Goal => Using the records below, please work out how many lines contain "this"; answer with the number alone.
* Start *
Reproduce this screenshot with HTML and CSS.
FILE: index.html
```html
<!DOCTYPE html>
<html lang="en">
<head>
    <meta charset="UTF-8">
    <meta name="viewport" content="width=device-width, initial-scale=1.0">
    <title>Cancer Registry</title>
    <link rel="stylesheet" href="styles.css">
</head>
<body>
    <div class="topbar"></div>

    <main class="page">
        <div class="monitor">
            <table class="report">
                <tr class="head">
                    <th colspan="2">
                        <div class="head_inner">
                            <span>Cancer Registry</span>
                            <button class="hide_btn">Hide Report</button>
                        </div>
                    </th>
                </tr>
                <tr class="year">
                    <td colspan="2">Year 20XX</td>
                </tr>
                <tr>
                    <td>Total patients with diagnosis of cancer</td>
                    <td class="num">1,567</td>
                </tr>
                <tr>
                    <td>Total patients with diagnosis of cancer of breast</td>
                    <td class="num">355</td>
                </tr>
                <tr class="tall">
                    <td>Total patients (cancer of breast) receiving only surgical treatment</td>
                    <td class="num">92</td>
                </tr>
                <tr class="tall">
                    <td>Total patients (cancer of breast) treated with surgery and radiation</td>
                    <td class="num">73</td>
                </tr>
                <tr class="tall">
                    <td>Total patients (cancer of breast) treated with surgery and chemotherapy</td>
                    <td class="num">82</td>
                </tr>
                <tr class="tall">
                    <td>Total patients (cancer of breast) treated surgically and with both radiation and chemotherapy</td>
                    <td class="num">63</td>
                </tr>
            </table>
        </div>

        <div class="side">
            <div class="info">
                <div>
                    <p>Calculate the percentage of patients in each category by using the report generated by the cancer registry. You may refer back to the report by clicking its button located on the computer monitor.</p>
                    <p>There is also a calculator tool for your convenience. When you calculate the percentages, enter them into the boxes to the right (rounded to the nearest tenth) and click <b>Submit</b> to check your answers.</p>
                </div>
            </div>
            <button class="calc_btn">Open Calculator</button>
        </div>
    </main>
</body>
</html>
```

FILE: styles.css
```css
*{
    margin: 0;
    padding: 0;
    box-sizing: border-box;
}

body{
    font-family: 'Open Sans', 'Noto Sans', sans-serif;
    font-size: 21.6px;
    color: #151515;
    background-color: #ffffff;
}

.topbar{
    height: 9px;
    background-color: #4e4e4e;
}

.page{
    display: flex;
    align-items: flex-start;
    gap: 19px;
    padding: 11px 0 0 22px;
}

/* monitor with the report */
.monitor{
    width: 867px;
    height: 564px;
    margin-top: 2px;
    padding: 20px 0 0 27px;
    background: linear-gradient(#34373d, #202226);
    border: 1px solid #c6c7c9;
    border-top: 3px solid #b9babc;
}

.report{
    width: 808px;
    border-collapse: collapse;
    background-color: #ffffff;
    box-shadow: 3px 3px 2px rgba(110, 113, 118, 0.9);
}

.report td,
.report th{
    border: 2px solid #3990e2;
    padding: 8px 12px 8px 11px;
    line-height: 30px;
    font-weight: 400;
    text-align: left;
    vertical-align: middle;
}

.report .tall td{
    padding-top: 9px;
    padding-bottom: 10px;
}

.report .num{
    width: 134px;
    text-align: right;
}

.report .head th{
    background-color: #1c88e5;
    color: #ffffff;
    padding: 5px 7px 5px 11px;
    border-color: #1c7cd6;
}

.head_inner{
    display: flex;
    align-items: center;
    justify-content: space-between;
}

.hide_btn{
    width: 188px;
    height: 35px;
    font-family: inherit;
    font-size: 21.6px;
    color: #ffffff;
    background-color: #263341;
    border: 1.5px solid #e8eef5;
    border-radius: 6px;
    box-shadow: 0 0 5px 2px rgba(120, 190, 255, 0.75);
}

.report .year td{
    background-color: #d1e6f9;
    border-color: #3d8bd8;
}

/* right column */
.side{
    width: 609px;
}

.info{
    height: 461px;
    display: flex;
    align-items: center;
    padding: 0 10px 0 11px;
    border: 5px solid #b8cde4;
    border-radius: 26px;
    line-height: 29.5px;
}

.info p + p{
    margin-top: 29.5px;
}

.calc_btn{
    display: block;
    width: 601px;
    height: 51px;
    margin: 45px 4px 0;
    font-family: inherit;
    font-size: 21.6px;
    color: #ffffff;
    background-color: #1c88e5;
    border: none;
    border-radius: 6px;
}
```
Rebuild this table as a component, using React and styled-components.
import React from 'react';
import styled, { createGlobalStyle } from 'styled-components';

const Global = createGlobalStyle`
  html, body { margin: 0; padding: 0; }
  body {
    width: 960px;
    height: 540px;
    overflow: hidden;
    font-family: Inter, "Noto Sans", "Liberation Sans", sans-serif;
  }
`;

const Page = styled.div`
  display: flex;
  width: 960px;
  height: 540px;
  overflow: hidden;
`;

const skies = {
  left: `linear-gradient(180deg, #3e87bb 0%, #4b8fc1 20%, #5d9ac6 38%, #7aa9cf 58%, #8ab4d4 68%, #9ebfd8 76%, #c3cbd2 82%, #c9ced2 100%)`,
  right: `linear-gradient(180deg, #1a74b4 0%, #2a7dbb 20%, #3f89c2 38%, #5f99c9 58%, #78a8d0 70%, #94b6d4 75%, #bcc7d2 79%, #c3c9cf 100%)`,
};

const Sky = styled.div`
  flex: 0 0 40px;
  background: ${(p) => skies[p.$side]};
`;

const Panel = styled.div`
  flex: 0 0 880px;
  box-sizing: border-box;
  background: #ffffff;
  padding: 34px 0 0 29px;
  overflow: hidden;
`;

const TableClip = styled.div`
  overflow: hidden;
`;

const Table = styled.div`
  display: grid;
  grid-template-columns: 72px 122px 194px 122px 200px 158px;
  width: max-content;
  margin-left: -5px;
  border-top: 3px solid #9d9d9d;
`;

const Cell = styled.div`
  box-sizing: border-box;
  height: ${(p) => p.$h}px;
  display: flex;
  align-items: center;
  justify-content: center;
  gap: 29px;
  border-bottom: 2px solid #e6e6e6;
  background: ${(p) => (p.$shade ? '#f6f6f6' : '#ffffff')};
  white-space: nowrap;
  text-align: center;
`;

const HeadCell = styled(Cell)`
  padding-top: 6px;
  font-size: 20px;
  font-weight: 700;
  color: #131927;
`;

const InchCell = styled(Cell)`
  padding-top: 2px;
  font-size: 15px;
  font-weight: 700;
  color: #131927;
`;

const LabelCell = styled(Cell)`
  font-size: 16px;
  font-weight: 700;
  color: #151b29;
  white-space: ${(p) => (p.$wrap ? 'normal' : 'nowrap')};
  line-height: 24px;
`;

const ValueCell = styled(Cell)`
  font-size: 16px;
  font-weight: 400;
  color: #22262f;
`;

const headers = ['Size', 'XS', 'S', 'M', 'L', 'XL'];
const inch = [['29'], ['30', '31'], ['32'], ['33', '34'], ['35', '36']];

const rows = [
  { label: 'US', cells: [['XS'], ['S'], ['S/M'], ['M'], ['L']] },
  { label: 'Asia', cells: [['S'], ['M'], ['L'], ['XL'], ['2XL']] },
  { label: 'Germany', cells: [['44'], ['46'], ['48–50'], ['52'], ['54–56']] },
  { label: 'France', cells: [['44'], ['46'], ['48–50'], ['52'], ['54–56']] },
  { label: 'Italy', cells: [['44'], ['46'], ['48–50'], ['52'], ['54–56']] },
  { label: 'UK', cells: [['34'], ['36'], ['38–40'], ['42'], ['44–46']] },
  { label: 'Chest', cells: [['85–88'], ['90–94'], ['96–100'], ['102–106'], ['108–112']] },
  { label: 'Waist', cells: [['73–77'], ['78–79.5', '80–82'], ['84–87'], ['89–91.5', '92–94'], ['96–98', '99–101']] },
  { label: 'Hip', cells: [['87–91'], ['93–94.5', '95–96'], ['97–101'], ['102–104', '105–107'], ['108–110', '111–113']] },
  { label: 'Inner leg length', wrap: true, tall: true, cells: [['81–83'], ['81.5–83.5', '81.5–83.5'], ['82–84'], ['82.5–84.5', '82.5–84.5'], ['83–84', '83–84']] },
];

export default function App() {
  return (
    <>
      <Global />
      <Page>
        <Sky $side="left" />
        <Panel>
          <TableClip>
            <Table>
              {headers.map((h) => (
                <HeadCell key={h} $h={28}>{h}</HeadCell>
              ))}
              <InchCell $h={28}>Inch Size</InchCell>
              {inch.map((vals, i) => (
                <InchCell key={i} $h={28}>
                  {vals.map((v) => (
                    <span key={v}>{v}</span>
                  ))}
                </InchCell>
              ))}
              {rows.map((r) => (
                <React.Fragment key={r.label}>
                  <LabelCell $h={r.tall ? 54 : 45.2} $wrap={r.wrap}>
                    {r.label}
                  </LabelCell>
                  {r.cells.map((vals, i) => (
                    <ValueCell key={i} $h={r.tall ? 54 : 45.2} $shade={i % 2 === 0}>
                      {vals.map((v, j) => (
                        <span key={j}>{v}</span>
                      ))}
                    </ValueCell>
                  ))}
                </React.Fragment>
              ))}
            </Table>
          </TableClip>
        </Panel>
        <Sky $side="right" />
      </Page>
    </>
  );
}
* End *
Finished answer => 2